→ **What this task involves**
Set down all of the data that follows word for word, without the images.

→ **Source data**
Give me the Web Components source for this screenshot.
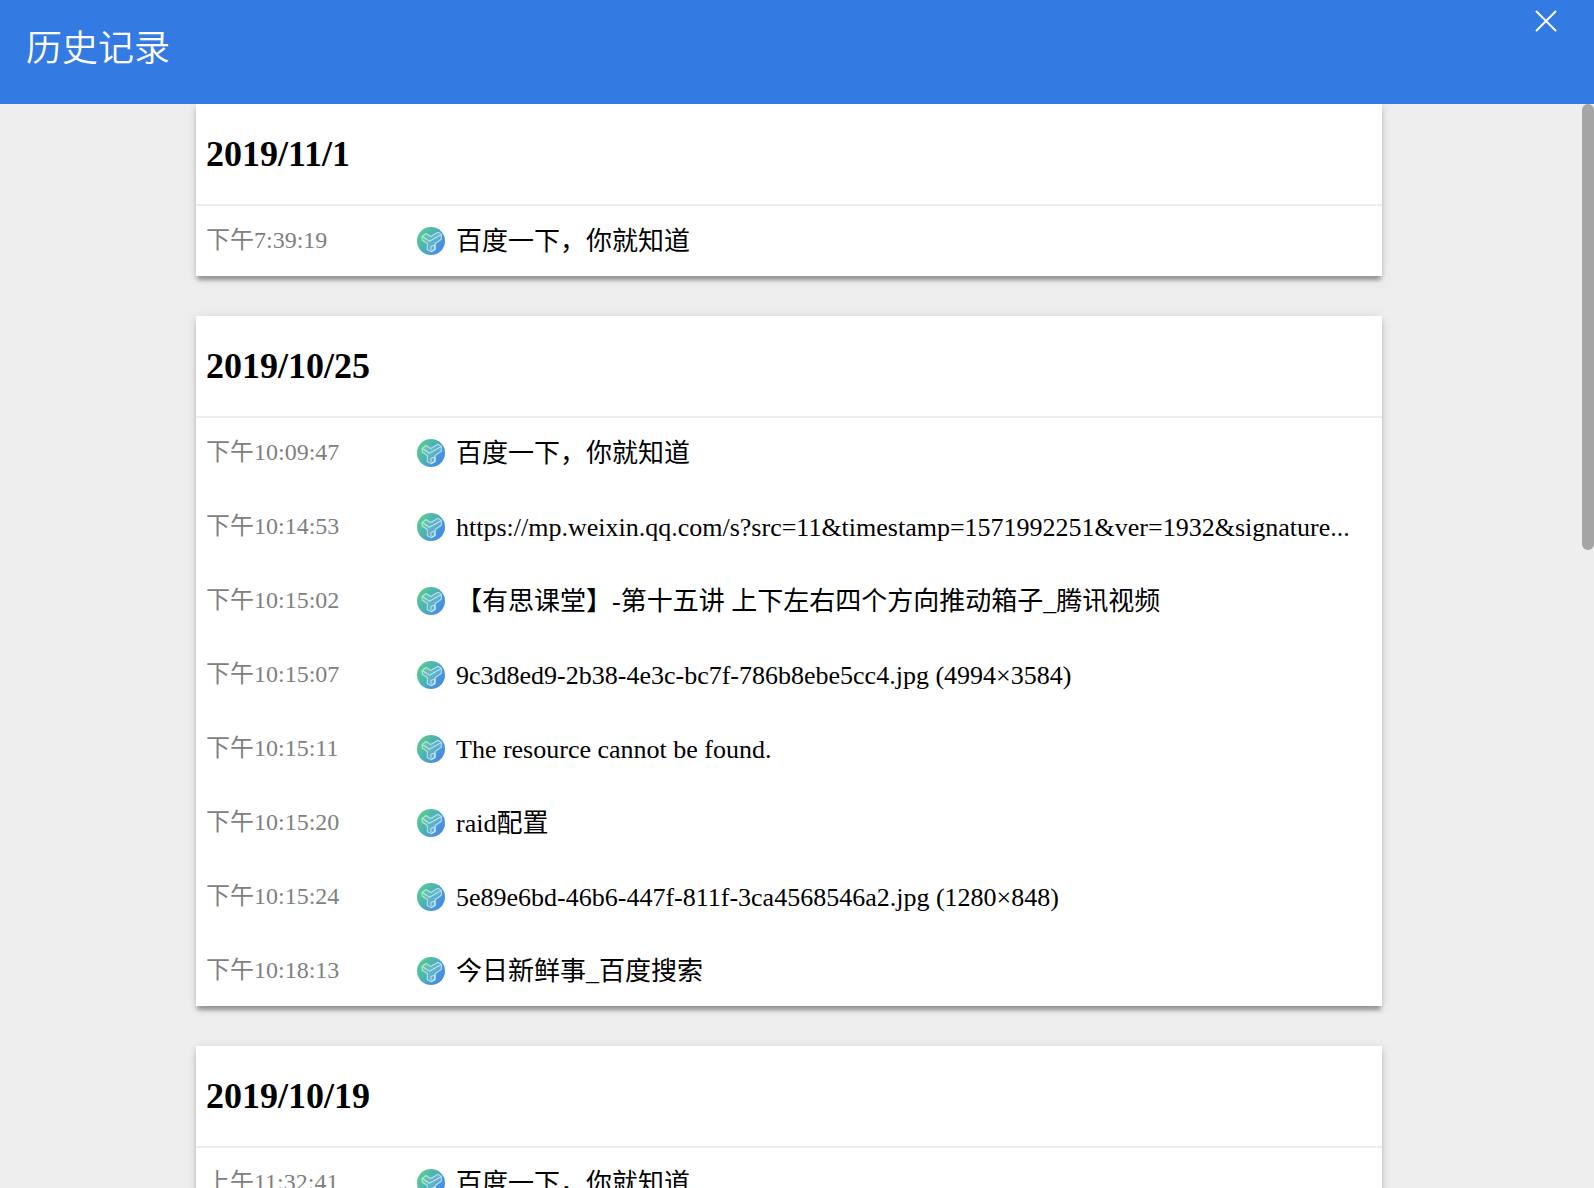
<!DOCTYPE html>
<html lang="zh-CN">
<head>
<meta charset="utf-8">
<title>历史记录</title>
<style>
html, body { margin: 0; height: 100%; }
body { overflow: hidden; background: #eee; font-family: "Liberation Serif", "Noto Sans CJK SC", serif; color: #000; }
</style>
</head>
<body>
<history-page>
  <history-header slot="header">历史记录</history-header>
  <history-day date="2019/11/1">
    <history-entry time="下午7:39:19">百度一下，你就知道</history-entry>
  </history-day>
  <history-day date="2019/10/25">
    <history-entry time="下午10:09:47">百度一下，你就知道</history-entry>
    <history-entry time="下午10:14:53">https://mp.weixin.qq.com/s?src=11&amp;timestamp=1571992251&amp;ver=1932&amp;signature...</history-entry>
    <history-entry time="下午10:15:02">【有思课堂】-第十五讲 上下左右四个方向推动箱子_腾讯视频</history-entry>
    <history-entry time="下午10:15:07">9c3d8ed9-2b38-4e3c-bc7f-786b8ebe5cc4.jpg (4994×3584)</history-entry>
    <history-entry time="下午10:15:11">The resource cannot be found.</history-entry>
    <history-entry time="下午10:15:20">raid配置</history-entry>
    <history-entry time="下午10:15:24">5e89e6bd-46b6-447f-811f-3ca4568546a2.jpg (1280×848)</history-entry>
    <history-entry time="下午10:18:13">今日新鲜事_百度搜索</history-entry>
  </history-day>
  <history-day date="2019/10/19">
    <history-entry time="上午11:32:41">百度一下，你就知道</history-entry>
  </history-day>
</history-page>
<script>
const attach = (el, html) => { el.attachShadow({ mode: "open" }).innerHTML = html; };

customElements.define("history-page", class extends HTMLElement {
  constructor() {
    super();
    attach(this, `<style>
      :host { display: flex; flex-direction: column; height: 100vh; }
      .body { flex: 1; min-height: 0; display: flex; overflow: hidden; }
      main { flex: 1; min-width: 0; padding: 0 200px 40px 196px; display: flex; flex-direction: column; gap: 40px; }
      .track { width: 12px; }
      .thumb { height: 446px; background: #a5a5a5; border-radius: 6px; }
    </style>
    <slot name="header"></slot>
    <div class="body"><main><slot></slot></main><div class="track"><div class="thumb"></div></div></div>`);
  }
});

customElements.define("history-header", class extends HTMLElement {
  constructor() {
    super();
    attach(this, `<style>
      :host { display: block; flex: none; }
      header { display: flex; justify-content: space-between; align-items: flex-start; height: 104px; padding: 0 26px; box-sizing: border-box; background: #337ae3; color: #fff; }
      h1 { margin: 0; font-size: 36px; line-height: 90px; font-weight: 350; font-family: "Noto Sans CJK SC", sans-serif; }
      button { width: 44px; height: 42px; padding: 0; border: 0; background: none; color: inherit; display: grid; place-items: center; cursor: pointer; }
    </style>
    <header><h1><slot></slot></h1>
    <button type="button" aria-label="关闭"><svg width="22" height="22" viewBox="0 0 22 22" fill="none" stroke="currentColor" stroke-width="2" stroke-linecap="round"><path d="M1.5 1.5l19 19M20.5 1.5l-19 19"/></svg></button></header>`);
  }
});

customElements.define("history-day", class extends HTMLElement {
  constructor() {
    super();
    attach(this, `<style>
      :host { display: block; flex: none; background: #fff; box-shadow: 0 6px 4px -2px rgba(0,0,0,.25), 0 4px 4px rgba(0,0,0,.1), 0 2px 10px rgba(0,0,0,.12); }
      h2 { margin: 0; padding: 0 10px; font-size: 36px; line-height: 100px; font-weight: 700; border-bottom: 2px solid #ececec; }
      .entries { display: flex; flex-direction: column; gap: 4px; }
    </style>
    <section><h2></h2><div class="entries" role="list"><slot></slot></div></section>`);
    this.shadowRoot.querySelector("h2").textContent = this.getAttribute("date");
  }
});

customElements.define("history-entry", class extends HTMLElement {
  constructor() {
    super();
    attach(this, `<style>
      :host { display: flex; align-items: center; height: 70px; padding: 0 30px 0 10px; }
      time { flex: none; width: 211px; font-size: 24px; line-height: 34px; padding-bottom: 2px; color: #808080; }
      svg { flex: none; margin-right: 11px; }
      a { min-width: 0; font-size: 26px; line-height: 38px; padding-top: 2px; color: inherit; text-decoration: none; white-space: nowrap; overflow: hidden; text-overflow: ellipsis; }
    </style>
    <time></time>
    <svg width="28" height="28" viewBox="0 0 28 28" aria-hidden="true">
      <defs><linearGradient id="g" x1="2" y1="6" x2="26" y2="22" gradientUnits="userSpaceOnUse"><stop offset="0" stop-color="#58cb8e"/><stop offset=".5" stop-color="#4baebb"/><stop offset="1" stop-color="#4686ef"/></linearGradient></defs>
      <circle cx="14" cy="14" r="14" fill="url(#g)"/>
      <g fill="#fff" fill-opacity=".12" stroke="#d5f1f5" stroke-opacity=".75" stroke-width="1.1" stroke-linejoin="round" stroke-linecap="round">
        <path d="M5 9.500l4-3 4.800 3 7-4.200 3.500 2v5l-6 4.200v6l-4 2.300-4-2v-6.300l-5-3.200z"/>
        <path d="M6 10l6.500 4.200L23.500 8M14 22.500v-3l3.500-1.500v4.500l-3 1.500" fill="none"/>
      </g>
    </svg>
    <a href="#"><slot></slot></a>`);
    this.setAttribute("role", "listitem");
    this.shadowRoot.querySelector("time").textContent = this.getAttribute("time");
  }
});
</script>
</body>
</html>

→ **Final result**
Give me the Web Components source for this screenshot.
<!DOCTYPE html>
<html lang="zh-CN">
<head>
<meta charset="utf-8">
<title>历史记录</title>
<style>
html, body { margin: 0; height: 100%; }
body { overflow: hidden; background: #eee; font-family: "Liberation Serif", "Noto Sans CJK SC", serif; color: #000; }
</style>
</head>
<body>
<history-page>
  <history-header slot="header">历史记录</history-header>
  <history-day date="2019/11/1">
    <history-entry time="下午7:39:19">百度一下，你就知道</history-entry>
  </history-day>
  <history-day date="2019/10/25">
    <history-entry time="下午10:09:47">百度一下，你就知道</history-entry>
    <history-entry time="下午10:14:53">https://mp.weixin.qq.com/s?src=11&amp;timestamp=1571992251&amp;ver=1932&amp;signature...</history-entry>
    <history-entry time="下午10:15:02">【有思课堂】-第十五讲 上下左右四个方向推动箱子_腾讯视频</history-entry>
    <history-entry time="下午10:15:07">9c3d8ed9-2b38-4e3c-bc7f-786b8ebe5cc4.jpg (4994×3584)</history-entry>
    <history-entry time="下午10:15:11">The resource cannot be found.</history-entry>
    <history-entry time="下午10:15:20">raid配置</history-entry>
    <history-entry time="下午10:15:24">5e89e6bd-46b6-447f-811f-3ca4568546a2.jpg (1280×848)</history-entry>
    <history-entry time="下午10:18:13">今日新鲜事_百度搜索</history-entry>
  </history-day>
  <history-day date="2019/10/19">
    <history-entry time="上午11:32:41">百度一下，你就知道</history-entry>
  </history-day>
</history-page>
<script>
const attach = (el, html) => { el.attachShadow({ mode: "open" }).innerHTML = html; };

customElements.define("history-page", class extends HTMLElement {
  constructor() {
    super();
    attach(this, `<style>
      :host { display: flex; flex-direction: column; height: 100vh; }
      .body { flex: 1; min-height: 0; display: flex; overflow: hidden; }
      main { flex: 1; min-width: 0; padding: 0 200px 40px 196px; display: flex; flex-direction: column; gap: 40px; }
      .track { width: 12px; }
      .thumb { height: 446px; background: #a5a5a5; border-radius: 6px; }
    </style>
    <slot name="header"></slot>
    <div class="body"><main><slot></slot></main><div class="track"><div class="thumb"></div></div></div>`);
  }
});

customElements.define("history-header", class extends HTMLElement {
  constructor() {
    super();
    attach(this, `<style>
      :host { display: block; flex: none; }
      header { display: flex; justify-content: space-between; align-items: flex-start; height: 104px; padding: 0 26px; box-sizing: border-box; background: #337ae3; color: #fff; }
      h1 { margin: 0; font-size: 36px; line-height: 90px; font-weight: 350; font-family: "Noto Sans CJK SC", sans-serif; }
      button { width: 44px; height: 42px; padding: 0; border: 0; background: none; color: inherit; display: grid; place-items: center; cursor: pointer; }
    </style>
    <header><h1><slot></slot></h1>
    <button type="button" aria-label="关闭"><svg width="22" height="22" viewBox="0 0 22 22" fill="none" stroke="currentColor" stroke-width="2" stroke-linecap="round"><path d="M1.5 1.5l19 19M20.5 1.5l-19 19"/></svg></button></header>`);
  }
});

customElements.define("history-day", class extends HTMLElement {
  constructor() {
    super();
    attach(this, `<style>
      :host { display: block; flex: none; background: #fff; box-shadow: 0 6px 4px -2px rgba(0,0,0,.25), 0 4px 4px rgba(0,0,0,.1), 0 2px 10px rgba(0,0,0,.12); }
      h2 { margin: 0; padding: 0 10px; font-size: 36px; line-height: 100px; font-weight: 700; border-bottom: 2px solid #ececec; }
      .entries { display: flex; flex-direction: column; gap: 4px; }
    </style>
    <section><h2></h2><div class="entries" role="list"><slot></slot></div></section>`);
    this.shadowRoot.querySelector("h2").textContent = this.getAttribute("date");
  }
});

customElements.define("history-entry", class extends HTMLElement {
  constructor() {
    super();
    attach(this, `<style>
      :host { display: flex; align-items: center; height: 70px; padding: 0 30px 0 10px; }
      time { flex: none; width: 211px; font-size: 24px; line-height: 34px; padding-bottom: 2px; color: #808080; }
      svg { flex: none; margin-right: 11px; }
      a { min-width: 0; font-size: 26px; line-height: 38px; padding-top: 2px; color: inherit; text-decoration: none; white-space: nowrap; overflow: hidden; text-overflow: ellipsis; }
    </style>
    <time></time>
    <svg width="28" height="28" viewBox="0 0 28 28" aria-hidden="true">
      <defs><linearGradient id="g" x1="2" y1="6" x2="26" y2="22" gradientUnits="userSpaceOnUse"><stop offset="0" stop-color="#58cb8e"/><stop offset=".5" stop-color="#4baebb"/><stop offset="1" stop-color="#4686ef"/></linearGradient></defs>
      <circle cx="14" cy="14" r="14" fill="url(#g)"/>
      <g fill="#fff" fill-opacity=".12" stroke="#d5f1f5" stroke-opacity=".75" stroke-width="1.1" stroke-linejoin="round" stroke-linecap="round">
        <path d="M5 9.500l4-3 4.800 3 7-4.200 3.500 2v5l-6 4.200v6l-4 2.300-4-2v-6.300l-5-3.200z"/>
        <path d="M6 10l6.500 4.200L23.500 8M14 22.500v-3l3.500-1.500v4.500l-3 1.500" fill="none"/>
      </g>
    </svg>
    <a href="#"><slot></slot></a>`);
    this.setAttribute("role", "listitem");
    this.shadowRoot.querySelector("time").textContent = this.getAttribute("time");
  }
});
</script>
</body>
</html>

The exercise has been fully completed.